This research is part of a joint project between the Saudi Arabian Monetary Authority (SAMA) and the King Abdullah Petroleum Studies and Research Center (KAPSARC).
This paper estimates a micro-based life cycle consumption model for Saudi Arabia over the period 1970-2017
The estimate of consumption behavior in this paper is identified as centering on the income effect and the wealth effect:
The income effect is defined as the direct impact on consumption of a variation in income.
The wealth effect is defined as a consumer’s perception of a change in his or her wealth and a concomitant decision either to liquidate some of that wealth to enable an increase in consumption (in the case of a positive wealth change) or to decrease consumption in order to restore the consumer’s desired level of wealth (in the case of a negative wealth change).
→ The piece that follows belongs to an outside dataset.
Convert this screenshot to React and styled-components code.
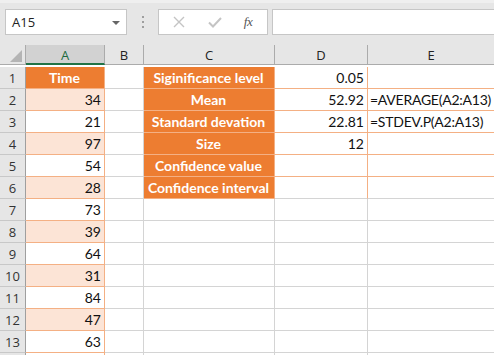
import React from 'react';
import styled, { createGlobalStyle } from 'styled-components';

const Global = createGlobalStyle`
  html, body { margin: 0; padding: 0; overflow: hidden; background: #ffffff; }
  body { width: 494px; height: 355px; }
`;

const ORANGE = '#ed7d31';
const PEACH = '#fce4d6';
const PEACH_LINE = '#f4b084';
const GRID = '#d4d4d4';
const HEAD_BG = '#e6e6e6';

const Page = styled.div`
  width: 494px;
  height: 355px;
  overflow: hidden;
  background: #fff;
  font-family: Lato, "Liberation Sans", sans-serif;
`;

const Toolbar = styled.div`
  height: 45px;
  box-sizing: border-box;
  background: ${HEAD_BG};
  border-top: 3px solid #efefef;
  display: flex;
  align-items: flex-start;
  padding: 6px 0 0 5px;
`;

const NameBox = styled.div`
  width: 122px;
  height: 26px;
  box-sizing: border-box;
  background: #fff;
  border: 1px solid #c6c6c6;
  display: flex;
  align-items: center;
  justify-content: space-between;
  padding: 0 6px 0 6px;
  font-family: "Open Sans", "Noto Sans", sans-serif;
  font-size: 13px;
  color: #222;
`;

const Caret = styled.span`
  width: 0;
  height: 0;
  border-left: 4px solid transparent;
  border-right: 4px solid transparent;
  border-top: 4px solid #666;
  margin-top: 1px;
`;

const Grip = styled.div`
  width: 31px;
  height: 26px;
  display: flex;
  flex-direction: column;
  align-items: center;
  justify-content: center;
  gap: 3px;
  span {
    width: 2px;
    height: 2px;
    background: #9e9e9e;
  }
`;

const FxButtons = styled.div`
  width: 110px;
  height: 26px;
  box-sizing: border-box;
  background: #fff;
  border: 1px solid #c6c6c6;
  display: grid;
  grid-template-columns: 36px 36px 1fr;
  align-items: center;
  justify-items: center;
  padding-left: 2px;
`;

const FxLabel = styled.span`
  font-family: "Liberation Serif", serif;
  font-style: italic;
  font-size: 13px;
  color: #555;
  letter-spacing: -0.5px;
  margin-right: 4px;
`;

const FormulaInput = styled.div`
  flex: 1;
  height: 26px;
  box-sizing: border-box;
  margin-left: 4px;
  background: #fff;
  border: 1px solid #c6c6c6;
  border-right: none;
`;

const Sheet = styled.div`
  display: grid;
  grid-template-columns: 26px 79px 39px 131px 93px 1fr;
  grid-auto-rows: 22px;
`;

const ColHead = styled.div`
  height: 20px;
  box-sizing: border-box;
  background: ${p => (p.$sel ? '#d2d2d2' : HEAD_BG)};
  border-right: 1px solid #ababab;
  border-bottom: ${p => (p.$sel ? '2px solid #217346' : '1px solid #ababab')};
  display: flex;
  align-items: center;
  justify-content: center;
  font-family: "Open Sans", "Noto Sans", sans-serif;
  font-size: 13px;
  color: ${p => (p.$sel ? '#1e6b40' : '#222')};
  padding-top: ${p => (p.$sel ? '1px' : '0')};
`;

const Corner = styled.div`
  height: 20px;
  box-sizing: border-box;
  background: ${HEAD_BG};
  border-right: 1px solid #ababab;
  border-bottom: 1px solid #ababab;
  position: relative;
  &::after {
    content: '';
    position: absolute;
    right: 3px;
    bottom: 2px;
    width: 0;
    height: 0;
    border-left: 12px solid transparent;
    border-bottom: 12px solid #b4b4b4;
  }
`;

const RowHead = styled.div`
  box-sizing: border-box;
  background: ${HEAD_BG};
  border-right: 1px solid #9f9f9f;
  border-bottom: 1px solid #c8c8c8;
  display: flex;
  align-items: center;
  justify-content: center;
  font-family: "Open Sans", "Noto Sans", sans-serif;
  font-size: 13px;
  color: #333;
  padding-top: 1px;
`;

const Cell = styled.div`
  box-sizing: border-box;
  background: ${p => p.$bg || '#fff'};
  border-right: 1px solid ${p => p.$line || GRID};
  border-bottom: 1px solid ${p => p.$under || p.$line || GRID};
  display: flex;
  align-items: center;
  justify-content: ${p => (p.$align === 'right' ? 'flex-end' : p.$align === 'center' ? 'center' : 'flex-start')};
  padding: 0 3px 0 2px;
  font-size: 14px;
  font-weight: ${p => (p.$bold ? 700 : 400)};
  color: ${p => p.$color || '#111'};
  white-space: nowrap;
  letter-spacing: ${p => (p.$tight ? '-0.25px' : 'normal')};
`;

const times = [34, 21, 97, 54, 28, 73, 39, 64, 31, 84, 47, 63];

const stats = [
  { label: 'Siginificance level', value: '0.05', formula: '' },
  { label: 'Mean', value: '52.92', formula: '=AVERAGE(A2:A13)' },
  { label: 'Standard devation', value: '22.81', formula: '=STDEV.P(A2:A13)' },
  { label: 'Size', value: '12', formula: '' },
  { label: 'Confidence value', value: '', formula: '' },
  { label: 'Confidence interval', value: '', formula: '' },
];

function Cross() {
  return (
    <svg width="12" height="12" viewBox="0 0 12 12">
      <path d="M1 1 L11 11 M11 1 L1 11" stroke="#c4c4c4" strokeWidth="1.4" fill="none" />
    </svg>
  );
}

function Tick() {
  return (
    <svg width="14" height="11" viewBox="0 0 14 11">
      <path d="M1 5.5 L5 9.5 L13 1" stroke="#c4c4c4" strokeWidth="2" fill="none" />
    </svg>
  );
}

function App() {
  const rows = [];
  for (let r = 1; r <= 14; r++) {
    const inData = r <= 13;
    const band = r % 2 === 0 && r <= 13;
    const stat = stats[r - 1];
    let aCell;
    if (r === 1) {
      aCell = <Cell $bg={ORANGE} $line={PEACH_LINE} $align="center" $bold $color="#fff">Time</Cell>;
    } else if (inData) {
      aCell = <Cell $bg={band ? PEACH : '#fff'} $line={PEACH_LINE} $align="right">{times[r - 2]}</Cell>;
    } else {
      aCell = <Cell $line={PEACH_LINE} $under={GRID} />;
    }
    rows.push(
      <React.Fragment key={r}>
        <RowHead>{inData ? r : ''}</RowHead>
        {aCell}
        <Cell />
        {stat ? (
          <Cell $bg={ORANGE} $line={PEACH_LINE} $align="center" $bold $color="#fff">{stat.label}</Cell>
        ) : (
          <Cell />
        )}
        {stat ? (
          <Cell $line={PEACH_LINE} $under={r === 6 ? GRID : PEACH_LINE} $align="right">{stat.value}</Cell>
        ) : (
          <Cell />
        )}
        {stat ? (
          <Cell $under={r === 6 ? GRID : PEACH_LINE} $tight>{stat.formula}</Cell>
        ) : (
          <Cell />
        )}
      </React.Fragment>
    );
  }

  return (
    <Page>
      <Global />
      <Toolbar>
        <NameBox>
          <span>A15</span>
          <Caret />
        </NameBox>
        <Grip>
          <span />
          <span />
          <span />
        </Grip>
        <FxButtons>
          <Cross />
          <Tick />
          <FxLabel>fx</FxLabel>
        </FxButtons>
        <FormulaInput />
      </Toolbar>
      <Sheet>
        <Corner />
        <ColHead $sel>A</ColHead>
        <ColHead>B</ColHead>
        <ColHead>C</ColHead>
        <ColHead>D</ColHead>
        <ColHead>E</ColHead>
        {rows}
      </Sheet>
    </Page>
  );
}

export default App;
The wealth effect on consumption can be substantially different from the income effect because it is more closely related to consumers’ expectations of, and fluctuations in, the value of real and financial assets.
The authors’ estimation shows that both income and wealth have significant effects on household consumption in Saudi Arabia, with a long-run marginal propensity to consume (MPC) out of income of around 0.73-0.95, and out of wealth of around 0.06.
The sensitivity of consumption to income and wealth in Saudi Arabia appears to be consistent with the growth of the Saudi economy.